Submitted by Robert Naiman on 21 December 2009 - 3:38pm
On December 31, together with more than 1000 peace advocates from around the world, I'm planning to join tens of thousands of Palestinians in a march in Gaza to the Erez border crossing to protest the Israeli blockade of Gaza, and to demand international action to relieve Gaza's humanitarian crisis.
Unfortunately, it appears that the Egyptian government has just announced that it will not allow the internationals to enter Gaza as planned. If so, that would be a shame.
But this apparent decision could be reversed with sufficient public pressure, in Egypt and around the world. Concerned individuals can write to the Egyptian Embassy in Washington and to the Foreign Ministry in Cairo. There is also contact information for the Egyptian consulates in Chicago, Houston, New York, and San Francisco here.
The aim of the march is to call on Israel and the international community to lift the siege, and to respond to Gaza's humanitarian crisis. The international participants will also take in badly needed medical aid, as well as school supplies and winter jackets for the children of Gaza. Dec. 27 will mark the first anniversary of the Israeli invasion, from which Gaza has not recovered, in large measure because of the ongoing Israeli blockade, which has prevented Gaza from rebuilding.
Of course, if the Egyptian government decision stands, and the international participants are not allowed to enter Gaza, then much less international attention will be drawn to the ongoing blockade, and that would be an unfortunate setback for peace efforts, because the need for international attention is great.

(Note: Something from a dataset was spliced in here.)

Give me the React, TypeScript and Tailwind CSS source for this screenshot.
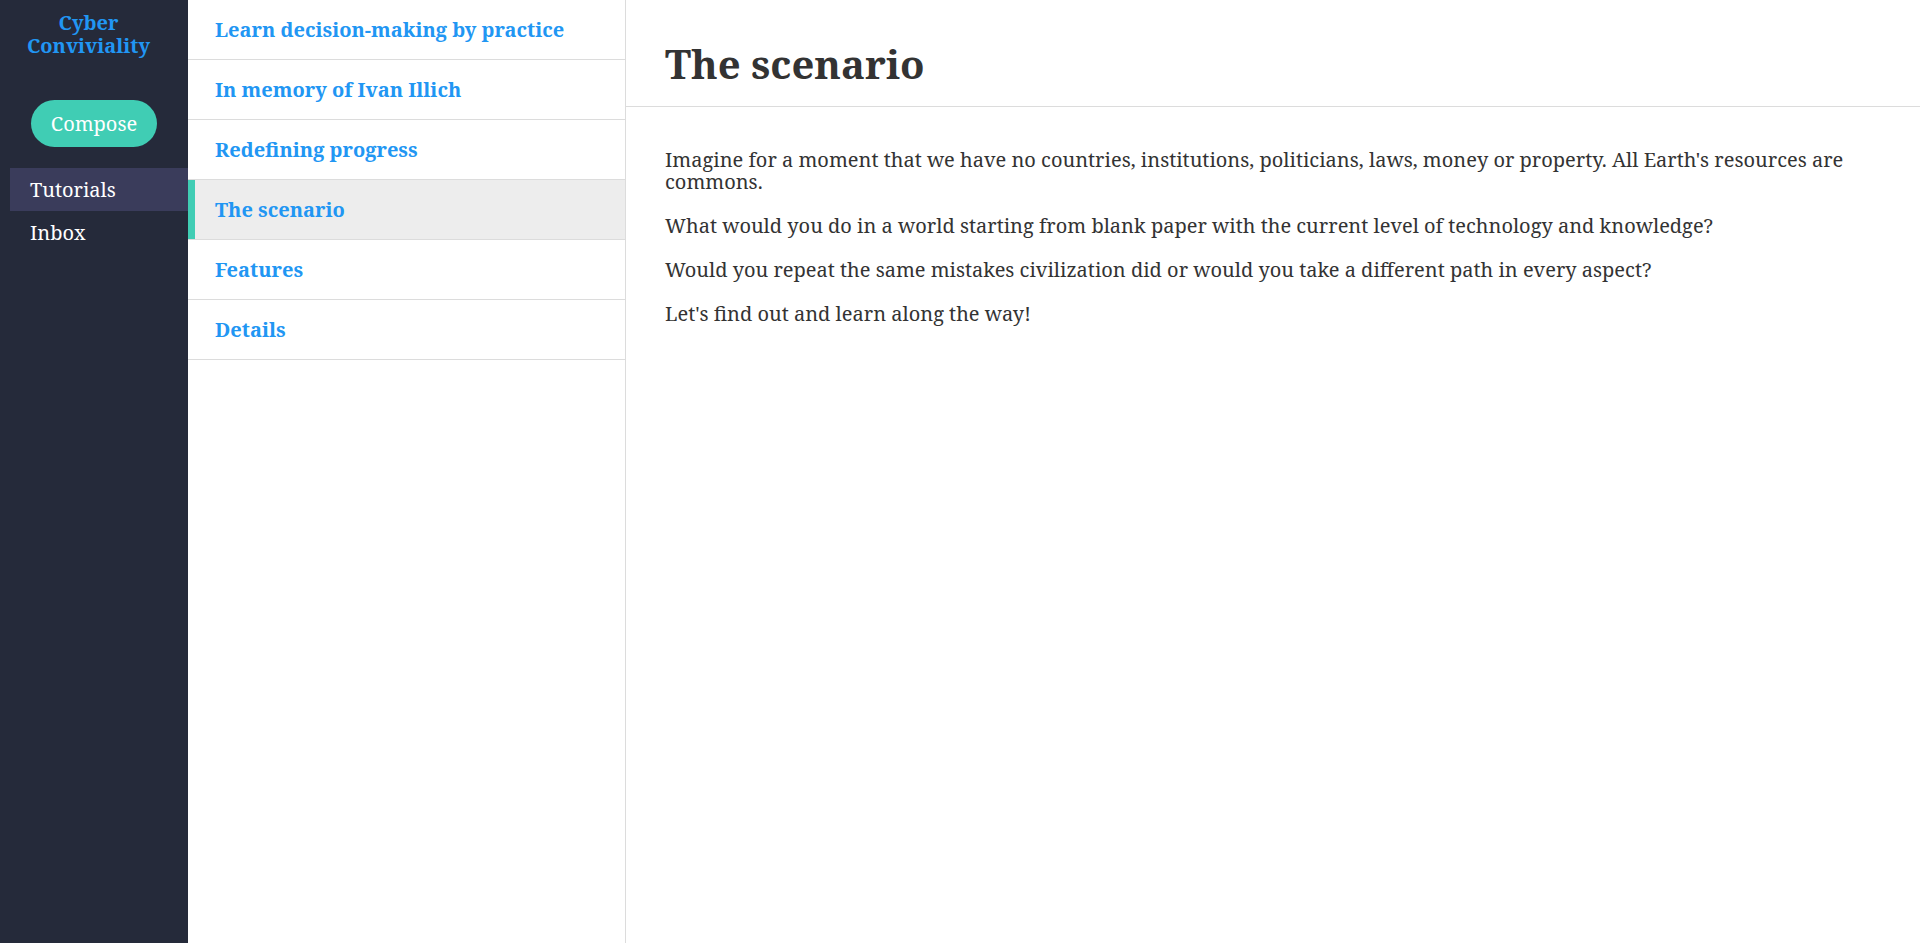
import React from "react";

const serif = { fontFamily: '"Noto Serif", "DejaVu Serif", "Liberation Serif", serif' };

const items = [
  "Learn decision-making by practice",
  "In memory of Ivan Illich",
  "Redefining progress",
  "The scenario",
  "Features",
  "Details",
];

export default function App() {
  return (
    <div className="flex h-screen w-full bg-white" style={serif}>
      <aside className="flex w-[188px] shrink-0 flex-col bg-[#252a3a]">
        <div className="pr-[11px] pt-[11px] text-center text-[20px] font-bold leading-[23px] text-[#2196f3]">
          Cyber
          <br />
          Conviviality
        </div>
        <div className="mt-[43px] flex pl-[31px]">
          <button className="h-[47px] w-[126px] rounded-full bg-[#40cdb4] text-[20px] text-white">
            Compose
          </button>
        </div>
        <nav className="mt-[21px] ml-[10px] flex flex-col">
          <div className="flex h-[43px] items-center bg-[#3a3c5b] pl-[20px] text-[20px] text-white">
            Tutorials
          </div>
          <div className="flex h-[43px] items-center pl-[20px] text-[20px] text-white">
            Inbox
          </div>
        </nav>
      </aside>

      <section className="w-[438px] shrink-0 border-r border-[#dcdcdc]">
        {items.map((t) => {
          const active = t === "The scenario";
          return (
            <div
              key={t}
              className={
                active
                  ? "flex h-[60px] border-b border-[#dcdcdc] bg-[#ededed]"
                  : "flex h-[60px] border-b border-[#dcdcdc]"
              }
            >
              <div className={active ? "w-[7px] bg-[#40cdb4]" : "w-[7px]"} />
              <div className="flex items-center pl-[20px] text-[20px] font-bold text-[#2196f3]">
                {t}
              </div>
            </div>
          );
        })}
      </section>

      <main className="flex-1">
        <header className="h-[107px] border-b border-[#dcdcdc] pl-[39px] pt-[40px]">
          <h1 className="text-[40px] font-bold leading-[48px] text-[#333333]">The scenario</h1>
        </header>
        <div className="pl-[39px] pr-[40px] pt-[42px] text-[20px] leading-[22px] text-[#333333]">
          <p className="mb-[22px]">
            Imagine for a moment that we have no countries, institutions, politicians, laws, money or property. All Earth's resources are commons.
          </p>
          <p className="mb-[22px]">
            What would you do in a world starting from blank paper with the current level of technology and knowledge?
          </p>
          <p className="mb-[22px]">
            Would you repeat the same mistakes civilization did or would you take a different path in every aspect?
          </p>
          <p className="mb-[22px]">Let's find out and learn along the way!</p>
        </div>
      </main>
    </div>
  );
}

Submitted by Robert Naiman on 16 December 2009 - 1:49pm
Many Americans don't realize that although it might be true that the American Israel Public Affairs Committee can get seventy Senators to sign a napkin, that doesn't mean AIPAC can stop Members of Congress from taking actions to improve U.S. policy towards the Palestinians - actions that could have a real impact in improving living conditions for Palestinians on the ground. This week two such measures are being considered by Members of the House.

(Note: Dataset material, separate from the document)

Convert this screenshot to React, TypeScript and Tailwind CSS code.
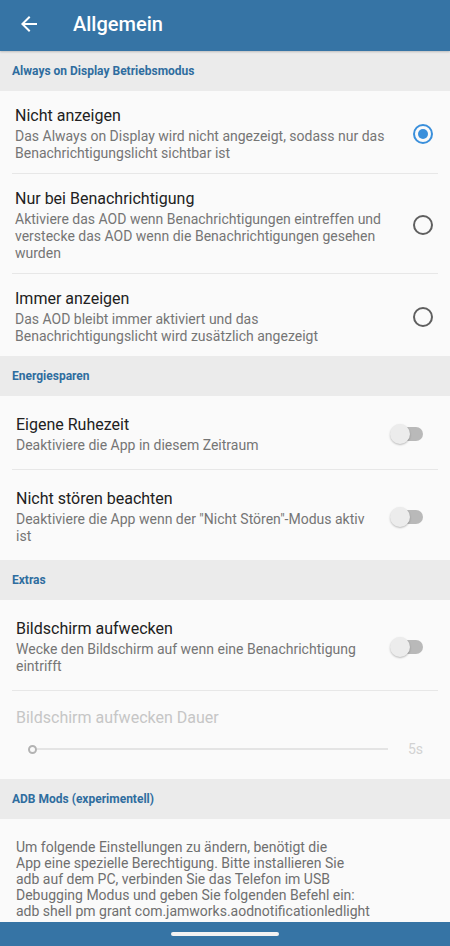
import { useState } from 'react';

type Mode = 'none' | 'notify' | 'always';

const modes: { id: Mode; title: string; lines: string[] }[] = [
  {
    id: 'none',
    title: 'Nicht anzeigen',
    lines: ['Das Always on Display wird nicht angezeigt, sodass nur das', 'Benachrichtigungslicht sichtbar ist'],
  },
  {
    id: 'notify',
    title: 'Nur bei Benachrichtigung',
    lines: [
      'Aktiviere das AOD wenn Benachrichtigungen eintreffen und',
      'verstecke das AOD wenn die Benachrichtigungen gesehen',
      'wurden',
    ],
  },
  {
    id: 'always',
    title: 'Immer anzeigen',
    lines: ['Das AOD bleibt immer aktiviert und das', 'Benachrichtigungslicht wird zusätzlich angezeigt'],
  },
];

function SectionHeader({ label }: { label: string }) {
  return (
    <div className="h-[40px] flex items-center px-[12px] bg-[#ebebeb]">
      <span className="text-[12px] font-bold text-[#2f6d9f] leading-none">{label}</span>
    </div>
  );
}

function Divider() {
  return <div className="mx-[12px] h-px bg-[#e7e7e7]" />;
}

function Radio({ checked }: { checked: boolean }) {
  return checked ? (
    <div className="w-[20px] h-[20px] rounded-full border-2 border-[#3a8fdb] flex items-center justify-center">
      <div className="w-[10px] h-[10px] rounded-full bg-[#3a8fdb]" />
    </div>
  ) : (
    <div className="w-[20px] h-[20px] rounded-full border-2 border-[#5f5f5f]" />
  );
}

function Toggle({ on }: { on: boolean }) {
  return (
    <div className={`relative w-[32px] h-[14px] rounded-full ${on ? 'bg-[#9cc5ec]' : 'bg-[#b9b9b9]'}`}>
      <div
        className={`absolute top-[-3px] w-[20px] h-[20px] rounded-full shadow-[0_1px_2px_rgba(0,0,0,0.25)] ${
          on ? 'left-[13px] bg-[#3a8fdb]' : 'left-[-1px] bg-[#ececec]'
        }`}
      />
    </div>
  );
}

function SwitchItem({ title, lines, on, onClick }: { title: string; lines: string[]; on: boolean; onClick: () => void }) {
  return (
    <div onClick={onClick} className="flex items-center pl-[16px] pr-[27px] pt-[18px] pb-[15px] cursor-pointer">
      <div className="flex-1 min-w-0">
        <div className="text-[16px] leading-[21px] text-[#212121]">{title}</div>
        <div className="mt-[2px] text-[14px] leading-[17px] text-[#757575] whitespace-nowrap">
          {lines.map((l, i) => (
            <div key={i}>{l}</div>
          ))}
        </div>
      </div>
      <Toggle on={on} />
    </div>
  );
}

export default function App() {
  const [mode, setMode] = useState<Mode>('none');
  const [quiet, setQuiet] = useState(false);
  const [dnd, setDnd] = useState(false);
  const [wake, setWake] = useState(false);

  return (
    <div className="w-[450px] h-[946px] flex flex-col overflow-hidden bg-[#fafafa] font-['Roboto',sans-serif]">
      {/* Toolbar */}
      <div className="h-[51px] shrink-0 flex items-center bg-[#3674a5] shadow-[0_1px_2px_rgba(0,0,0,0.2)] z-10">
        <div className="w-[72px] pl-[16px] flex items-center">
          <svg width="24" height="24" viewBox="0 0 24 24" className="mt-[-3px] ml-[1px]">
            <path fill="#fff" d="M20 11H7.83l5.59-5.59L12 4l-8 8 8 8 1.41-1.41L7.83 13H20v-2z" />
          </svg>
        </div>
        <h1 className="text-[20px] font-medium text-white mt-[-4px] ml-[1px]">Allgemein</h1>
      </div>

      <div className="flex-1 overflow-hidden">
        <SectionHeader label="Always on Display Betriebsmodus" />
        {modes.map((m, i) => (
          <div key={m.id}>
            <div
              onClick={() => setMode(m.id)}
              className="flex items-center pl-[15px] pr-[17px] pt-[14px] pb-[11px] cursor-pointer"
            >
              <div className="flex-1 min-w-0">
                <div className="text-[16px] leading-[21px] text-[#212121]">{m.title}</div>
                <div className="mt-[2px] text-[14px] leading-[17px] text-[#757575] whitespace-nowrap">
                  {m.lines.map((l, j) => (
                    <div key={j}>{l}</div>
                  ))}
                </div>
              </div>
              <Radio checked={mode === m.id} />
            </div>
            {i < modes.length - 1 && <Divider />}
          </div>
        ))}

        <SectionHeader label="Energiesparen" />
        <SwitchItem
          title="Eigene Ruhezeit"
          lines={['Deaktiviere die App in diesem Zeitraum']}
          on={quiet}
          onClick={() => setQuiet(!quiet)}
        />
        <Divider />
        <SwitchItem
          title="Nicht stören beachten"
          lines={['Deaktiviere die App wenn der "Nicht Stören"-Modus aktiv', 'ist']}
          on={dnd}
          onClick={() => setDnd(!dnd)}
        />

        <SectionHeader label="Extras" />
        <SwitchItem
          title="Bildschirm aufwecken"
          lines={['Wecke den Bildschirm auf wenn eine Benachrichtigung', 'eintrifft']}
          on={wake}
          onClick={() => setWake(!wake)}
        />
        <Divider />
        <div className="pl-[16px] pr-[27px] pt-[16px] pb-[18px]">
          <div className="text-[16px] leading-[21px] text-[#c6c6c6]">Bildschirm aufwecken Dauer</div>
          <div className="mt-[9px] h-[24px] flex items-center">
            <div className="ml-[12px] w-[9px] h-[9px] rounded-full border-2 border-[#b3b3b3] shrink-0" />
            <div className="flex-1 h-[2px] bg-[#e4e4e4]" />
            <span className="ml-[20px] text-[14px] text-[#d2d2d2]">5s</span>
          </div>
        </div>

        <SectionHeader label="ADB Mods (experimentell)" />
        <div className="px-[16px] pt-[20px] text-[14px] leading-[16px] text-[#6f6f6f] whitespace-nowrap">
          Um folgende Einstellungen zu ändern, benötigt die
          <br />
          App eine spezielle Berechtigung. Bitte installieren Sie
          <br />
          adb auf dem PC, verbinden Sie das Telefon im USB
          <br />
          Debugging Modus und geben Sie folgenden Befehl ein:
          <br />
          adb shell pm grant com.jamworks.aodnotificationledlight
        </div>
      </div>

      {/* Navigation bar */}
      <div className="h-[24px] shrink-0 bg-[#3674a5] flex items-center justify-center">
        <div className="w-[108px] h-[4px] rounded-full bg-[#f2f2f2]" />
      </div>
    </div>
  );
}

Representatives Jim McDermott [D-WA-7] and Keith Ellison [D-MN-5] are circulating a letter that calls on President Obama to press for an easing in the Israeli blockade of Gaza by making it easier for Palestinians, aid workers, and journalists to enter and leave Gaza and by improving the access of Palestinian civilians to necessities such as clean water, food, fuel and medicine.
The McDermott-Ellison letter asks for "immediate improvement" in the following areas:
- Movement of people, especially students, the ill, aid workers, journalists, and those with family concerns, into and out of Gaza;
- Access to clean water, including water infrastructure materials,
- Access to plentiful and varied food and agricultural materials;
- Access to medicine and health care products and suppliers;
- Access to sanitation supplies, including sanitation infrastructure materials;
- Access to construction materials for repairs and rebuilding;
- Access to fuel;
- Access to spare parts;
- Prompt passage into and out of Gaza for commercial and agricultural goods; and
- Publication and review of the list of items prohibited to the people of Gaza.